Idaho Highway 75 outside of Sun Valley, Idaho.
You might not want to spend your quarantine in a city. But the rural places many Americans treat as playgrounds, and the workers who keep them running, will suffer for it.
“Wealth is the vector.” That’s what sociologist Tressie McMillan Cottom
tweeted last week, in reference to the
spread of COVID-19 across both the globe and
the United States. Wealth is not the cause of every concentrated outbreak dotting the United States. But it’s the common denominator of so much of its spread outside of
major urban areas. It’s the reason why so many of the
coronavirus hot spots in the Mountain West — Sun Valley, Idaho; Gunnison County, Colorado; Summit County, Utah; Gallatin County, Montana — overlap with winter playgrounds for the wealthy. The virus travels via people, and the people who travel the most, both domestically and internationally, are rich people.
A party in the tony bedroom community of Westport, Connecticut, all the way back on March 5, became what one epidemiologist referred to as a “
super-spreading event,” with infected attendees dispersing throughout Connecticut and New England, and one party-goer falling ill on a plane ride back to South Africa. In Idaho’s Blaine County, home to Sun Valley,
more than half of the residential properties are second homes or rental properties, and more than 30,000 people fly into the regional airport during ski season alone. As of March 31,
187 people in the county of 22,000 have tested positive, including local emergency room physician Brent Russell. Two people have died. The town’s small hospital has two ICU beds and a single ventilator.
“People come here from all over the world,” Russell
told the Idaho Statesman. “Especially this time of year. When I’m in the ER, I get people from New York, Washington D.C., San Francisco, Seattle. Every week there’s people from those places. Most likely someone from an urban area or multiple people from urban areas came here and they just set it off.”

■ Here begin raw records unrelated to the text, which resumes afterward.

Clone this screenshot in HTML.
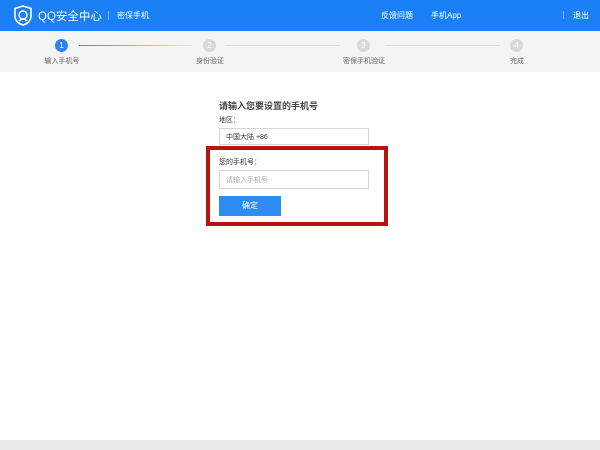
<!DOCTYPE html>
<html><head><meta charset="utf-8"><style>
body{margin:0;width:600px;height:450px;position:relative;background:#fff;font-family:"Liberation Sans","Noto Sans CJK SC",sans-serif;overflow:hidden}
.a{position:absolute}
.hdr{left:0;top:0;width:600px;height:31px;background:#1b7ff5;color:#fff}
.steps{left:0;top:31px;width:600px;height:41px;background:#f4f4f4}
.c{width:13px;height:13px;border-radius:50%;background:#d9d9d9;color:#fff;font-size:8px;text-align:center;line-height:13px}
.lab{font-size:7px;color:#666;text-align:center;width:80px}
.ln{height:1px;background:#ddd;top:45px}
.inp{border:1px solid #d5d5d5;height:17px;left:219px;font-size:7px;line-height:17px;padding-left:6px;box-sizing:border-box;width:150px}
</style></head><body>
<div class="a hdr">
 <svg class="a" style="left:13px;top:5px" width="20" height="21" viewBox="0 0 20 21"><path d="M10 1 L18 3.5 V11 C18 16 14 19 10 20 C6 19 2 16 2 11 V3.5Z" fill="none" stroke="#fff" stroke-width="1.6"/><circle cx="10" cy="10" r="4" fill="none" stroke="#fff" stroke-width="1.4"/><path d="M6 16 Q10 12 14 16" fill="none" stroke="#fff" stroke-width="1.3"/></svg>
 <div class="a" style="left:38px;top:8px;font-size:11.5px">QQ安全中心</div>
 <div class="a" style="left:108px;top:11px;width:1px;height:9px;background:#7fb4f8"></div>
 <div class="a" style="left:117px;top:10px;font-size:8px">密保手机</div>
 <div class="a" style="left:381px;top:10px;font-size:8px">反馈问题</div>
 <div class="a" style="left:431px;top:10px;font-size:8px">手机App</div>
 <div class="a" style="left:563px;top:11px;width:1px;height:8px;background:#7fb4f8"></div>
 <div class="a" style="left:573px;top:10px;font-size:8px">退出</div>
</div>
<div class="a steps"></div>
<div class="a ln" style="left:79px;width:113px;background:linear-gradient(90deg,#3b8ff0,#dde6f2)"></div>
<div class="a ln" style="left:225px;width:115px"></div>
<div class="a ln" style="left:385px;width:115px"></div>
<div class="a c" style="left:55px;top:39px;background:#2a85f0">1</div>
<div class="a c" style="left:203px;top:39px">2</div>
<div class="a c" style="left:357px;top:39px">3</div>
<div class="a c" style="left:510px;top:39px">4</div>
<div class="a lab" style="left:22px;top:56px">输入手机号</div>
<div class="a lab" style="left:170px;top:56px">身份验证</div>
<div class="a lab" style="left:324px;top:56px">密保手机验证</div>
<div class="a lab" style="left:477px;top:56px">完成</div>
<div class="a" style="left:219px;top:99px;font-size:9px;color:#444;font-weight:bold">请输入您要设置的手机号</div>
<div class="a" style="left:219px;top:115px;font-size:7px;color:#333">地区：</div>
<div class="a inp" style="top:128px;color:#333">中国大陆 +86</div>
<div class="a" style="left:219px;top:157px;font-size:7px;color:#333">您的手机号：</div>
<div class="a inp" style="top:170px;height:19px;line-height:19px;color:#aaa">请输入手机号</div>
<div class="a" style="left:219px;top:196px;width:62px;height:20px;background:#2d8bf2;color:#fff;font-size:8px;text-align:center;line-height:20px">确定</div>
<div class="a" style="left:206px;top:146px;width:182px;height:80px;border:4px solid #b8150f;box-sizing:border-box"></div>
<div class="a" style="left:0;top:440px;width:600px;height:10px;background:#eaeaea"></div>
</body></html>
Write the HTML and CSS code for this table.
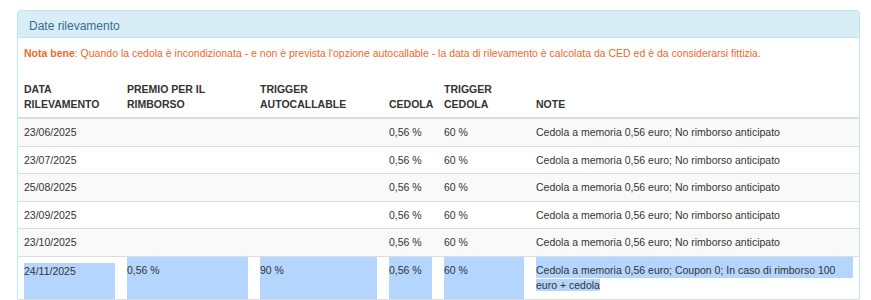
FILE: index.html
```html
<!DOCTYPE html>
<html lang="it">
<head>
<meta charset="utf-8">
<title>Date rilevamento</title>
<link rel="stylesheet" href="styles.css">
</head>
<body>
<div class="panel">
  <div class="panel-heading">Date rilevamento</div>
  <p class="note"><strong>Nota bene</strong>: Quando la cedola è incondizionata - e non è prevista l'opzione autocallable - la data di rilevamento è calcolata da CED ed è da considerarsi fittizia.</p>
  <table class="table">
    <colgroup>
      <col class="c1"><col class="c2"><col class="c3"><col class="c4"><col class="c5"><col class="c6">
    </colgroup>
    <thead>
      <tr>
        <th>Data rilevamento</th>
        <th>Premio per il rimborso</th>
        <th>Trigger autocallable</th>
        <th>Cedola</th>
        <th>Trigger cedola</th>
        <th>Note</th>
      </tr>
    </thead>
    <tbody>
      <tr class="odd"><td>23/06/2025</td><td></td><td></td><td>0,56 %</td><td>60 %</td><td>Cedola a memoria 0,56 euro; No rimborso anticipato</td></tr>
      <tr><td>23/07/2025</td><td></td><td></td><td>0,56 %</td><td>60 %</td><td>Cedola a memoria 0,56 euro; No rimborso anticipato</td></tr>
      <tr class="odd"><td>25/08/2025</td><td></td><td></td><td>0,56 %</td><td>60 %</td><td>Cedola a memoria 0,56 euro; No rimborso anticipato</td></tr>
      <tr><td>23/09/2025</td><td></td><td></td><td>0,56 %</td><td>60 %</td><td>Cedola a memoria 0,56 euro; No rimborso anticipato</td></tr>
      <tr class="odd"><td>23/10/2025</td><td></td><td></td><td>0,56 %</td><td>60 %</td><td>Cedola a memoria 0,56 euro; No rimborso anticipato</td></tr>
      <tr class="selected">
        <td class="sel-first">24/11/2025</td>
        <td class="sel-cell"><div class="sel-inner">0,56 %</div></td>
        <td class="sel-cell"><div class="sel-inner">90 %</div></td>
        <td class="sel-cell"><div class="sel-inner">0,56 %</div></td>
        <td class="sel-cell"><div class="sel-inner">60 %</div></td>
        <td class="sel-note"><div class="sel-line">Cedola a memoria 0,56 euro; Coupon 0; In caso di rimborso 100</div><span class="sel-text">euro + cedola</span></td>
      </tr>
    </tbody>
  </table>
</div>
</body>
</html>
```

FILE: styles.css
```css
html, body {
  margin: 0;
  background: #ffffff;
}

body {
  padding: 10px 11px 0 17px;
  font-family: "Liberation Sans", Arial, Helvetica, sans-serif;
  color: #333333;
  font-size: 10.5px;
  line-height: 15px;
}

.panel {
  border: 1px solid #bce8f1;
  border-radius: 3px;
  background: #ffffff;
}

.panel-heading {
  background: #d9edf7;
  color: #31708f;
  font-size: 12px;
  line-height: 16px;
  padding: 7px 11px 3px;
  border-bottom: 1px solid #bce8f1;
  border-radius: 2px 2px 0 0;
}

.note {
  margin: 0;
  padding: 8px 6px 15px;
  color: #f0682b;
}

.note strong {
  font-weight: bold;
}

.table {
  width: 100%;
  border-collapse: collapse;
  table-layout: fixed;
}

.c1 { width: 103px; }
.c2 { width: 133px; }
.c3 { width: 129px; }
.c4 { width: 55px; }
.c5 { width: 92px; }
.c6 { width: auto; }

.table th {
  text-align: left;
  vertical-align: bottom;
  text-transform: uppercase;
  font-weight: bold;
  padding: 6px 6px 5px;
  border-bottom: 2px solid #dddddd;
}

.table td {
  text-align: left;
  vertical-align: top;
  padding: 6px 6px 5.5px;
  border-top: 1px solid #dddddd;
}

.table tr.odd td {
  background: #f9f9f9;
}

.table tr.selected td {
  border-bottom: 1px solid #dddddd;
  background-color: #ffffff;
}

.table tr.selected td.sel-first {
  padding: 7px 6px 0;
  background: #b4d5fe;
  background-clip: content-box;
}

.table tr.selected td.sel-cell {
  padding: 0 6px;
  background: #b4d5fe;
  background-clip: content-box;
}

.sel-inner {
  padding-top: 6px;
}

.table tr.selected td.sel-note {
  padding: 0 6px 6px;
}

.sel-line {
  padding-top: 6px;
  background: #b4d5fe;
}

.sel-text {
  background: #b4d5fe;
}
```
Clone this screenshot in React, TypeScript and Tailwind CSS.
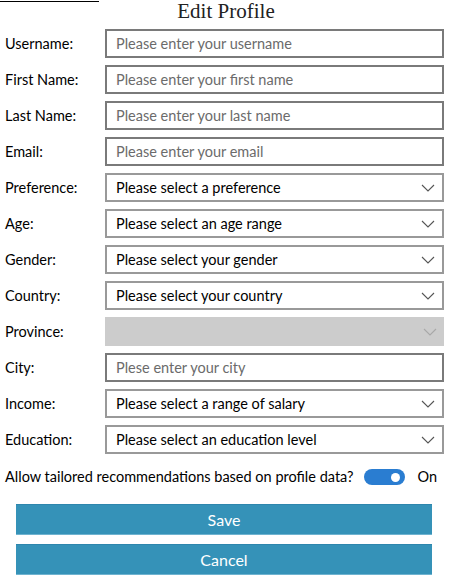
import React from "react"

type Field = {
  label: string
  kind: "text" | "select"
  text: string
  disabled?: boolean
}

const fields: Field[] = [
  { label: "Username:", kind: "text", text: "Please enter your username" },
  { label: "First Name:", kind: "text", text: "Please enter your first name" },
  { label: "Last Name:", kind: "text", text: "Please enter your last name" },
  { label: "Email:", kind: "text", text: "Please enter your email" },
  { label: "Preference:", kind: "select", text: "Please select a preference" },
  { label: "Age:", kind: "select", text: "Please select an age range" },
  { label: "Gender:", kind: "select", text: "Please select your gender" },
  { label: "Country:", kind: "select", text: "Please select your country" },
  { label: "Province:", kind: "select", text: "", disabled: true },
  { label: "City:", kind: "text", text: "Plese enter your city" },
  { label: "Income:", kind: "select", text: "Please select a range of salary" },
  { label: "Education:", kind: "select", text: "Please select an education level" },
]

function Chevron({ light }: { light?: boolean }) {
  return (
    <svg width="14" height="8" viewBox="0 0 14 8" className="mr-[7px]">
      <path d="M1 1 L7 7 L13 1" fill="none" stroke={light ? "#a8a8a8" : "#555"} strokeWidth="1.1" />
    </svg>
  )
}

export default function App() {
  return (
    <div className="w-[450px] h-[582px] bg-white text-black font-['Lato','Liberation_Sans',sans-serif] text-[14.5px] overflow-hidden">
      <div className="h-px w-[99px] bg-black mt-px" />
      <h1 className="text-center text-[21px] leading-[24px] -mt-[3px] font-['Liberation_Serif',serif] text-[#222] pl-[2px]">
        Edit Profile
      </h1>

      <div className="mt-[6px] flex flex-col gap-[7px]">
        {fields.map((f) => (
          <div key={f.label} className="flex items-center h-[29px]">
            <label className="w-[105px] pl-[5px] whitespace-nowrap">{f.label}</label>
            {f.disabled ? (
              <div className="w-[339px] h-[29px] bg-[#cccccc] flex items-center justify-end">
                <Chevron light />
              </div>
            ) : f.kind === "text" ? (
              <div className="w-[339px] h-[29px] border-2 border-[#7a7a7a] flex items-center pl-[9px] text-[#6b6b6b] whitespace-nowrap">
                {f.text}
              </div>
            ) : (
              <div className="w-[339px] h-[29px] border-2 border-[#999999] flex items-center justify-between pl-[9px] text-black whitespace-nowrap">
                <span>{f.text}</span>
                <Chevron />
              </div>
            )}
          </div>
        ))}
      </div>

      <div className="flex items-center h-[20px] mt-[13px] pl-[5px] whitespace-nowrap">
        <span>Allow tailored recommendations based on profile data?</span>
        <div className="ml-[11px] w-[41px] h-[16px] rounded-full bg-[#2a7dd1] flex items-center justify-end pr-[5px]">
          <div className="w-[9px] h-[9px] rounded-full bg-white" />
        </div>
        <span className="ml-[12px]">On</span>
      </div>

      <div className="mx-[16px] mt-[17px] flex flex-col gap-[9px]">
        <button className="h-[31px] w-[416px] bg-[#3592b8] border-t border-t-[#2e86ad] border-b border-b-[#6fb3d0] text-white text-[16px]">
          Save
        </button>
        <button className="h-[31px] w-[416px] bg-[#3592b8] border-t border-t-[#2e86ad] border-b border-b-[#6fb3d0] text-white text-[16px]">
          Cancel
        </button>
      </div>
    </div>
  )
}
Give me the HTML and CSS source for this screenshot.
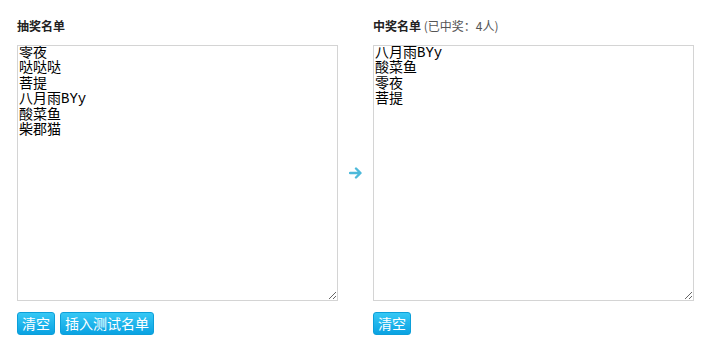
FILE: index.html
```html
<!DOCTYPE html>
<html lang="zh">
<head>
  <meta charset="UTF-8" />
  <title>抽奖</title>
  <link rel="stylesheet" href="styles.css">
</head>
<body>
  <div class="lottery">
    <h3 class="list-title">抽奖名单</h3>
    <div></div>
    <h3 class="list-title">中奖名单 <span class="count">(已中奖：4人)</span></h3>

    <textarea class="name-box" id="pool">零夜
哒哒哒
菩提
八月雨BYy
酸菜鱼
柴郡猫</textarea>
    <div class="arrow">
      <svg width="14" height="12" viewBox="0 0 14 12">
        <path d="M1 6h10M7 1.5l4.5 4.5L7 10.5" fill="none" stroke="#4db9da" stroke-width="2.4" stroke-linecap="round" stroke-linejoin="round"/>
      </svg>
    </div>
    <textarea class="name-box" id="winners">八月雨BYy
酸菜鱼
零夜
菩提</textarea>

    <div class="actions">
      <button class="btn">清空</button>
      <button class="btn">插入测试名单</button>
    </div>
    <div></div>
    <div class="actions">
      <button class="btn">清空</button>
    </div>
  </div>
</body>
</html>
```

FILE: styles.css
```css
body {
  margin: 0;
  background: #fff;
  font-family: "Noto Sans CJK SC", sans-serif;
  color: #222;
}

.lottery {
  display: grid;
  grid-template-columns: 321px 35px 321px;
  padding: 16px 0 0 17px;
}

.list-title {
  margin: 0 0 9px;
  font-size: 12px;
  line-height: 20px;
  font-weight: bold;
  color: #222;
}

.list-title .count {
  font-weight: normal;
  color: #555;
}

.name-box {
  display: block;
  box-sizing: border-box;
  width: 321px;
  height: 256px;
  margin: 0;
  padding: 0 1px;
  border: 1px solid #d4d4d4;
  font-family: "Liberation Mono", "Noto Sans CJK SC", monospace;
  font-size: 14px;
  line-height: 15.4px;
  color: #000;
  resize: both;
  outline: none;
}

.arrow {
  display: flex;
  align-items: center;
  justify-content: center;
}

.actions {
  display: flex;
  gap: 5px;
  margin-top: 11px;
}

.btn {
  height: 23px;
  padding: 0 4px;
  border: 1px solid #0c9fd9;
  border-radius: 3px;
  background: linear-gradient(#36c8f5, #0aa2e2);
  color: #fff;
  font-family: "Noto Sans CJK SC", sans-serif;
  font-size: 14px;
  line-height: 21px;
  cursor: pointer;
}
```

All over the United States, people are fleeing urban areas with high infection rates for the perceived safety and natural beauty of rural areas. Some of them own second homes in those areas; others are paying upwards of $10,000 a month, depending on the area, for temporary housing. The common denominator among those populations is, again, wealth — either their own or their families’. They can flee the city because their jobs can be done remotely, or they don’t work at all. They either had a vacation house already, or they can afford to fork over what amounts to a second rent, or second mortgage.
Not everyone leaving a big city because of the pandemic is heading for a vacation home; many people with mobile jobs are relocating to stay with family in suburban and rural hometowns. And many of the rural places that will eventually be hardest hit by the coronavirus are not upscale ski and beach towns, but small and often poor communities that have no tourist economy — or any of the infrastructure that comes with it. The resort areas seeing an influx of potentially virus-carrying city dwellers now are a kind of canary in the coal mine: a preview of how desperately overwhelmed rural areas across the country will be by the coronavirus, whenever it arrives.
From the
coast of Maine to the
North Shore of Lake Superior, hundreds of thousands of people have either already arrived or are scrambling to find vacant rentals. Some are taking precautions when they leave their primary dwellings, fully isolating themselves for 14 days or more in their new, temporary towns, as the White House
has recommended for anyone leaving New York City. But many, presumably, are not.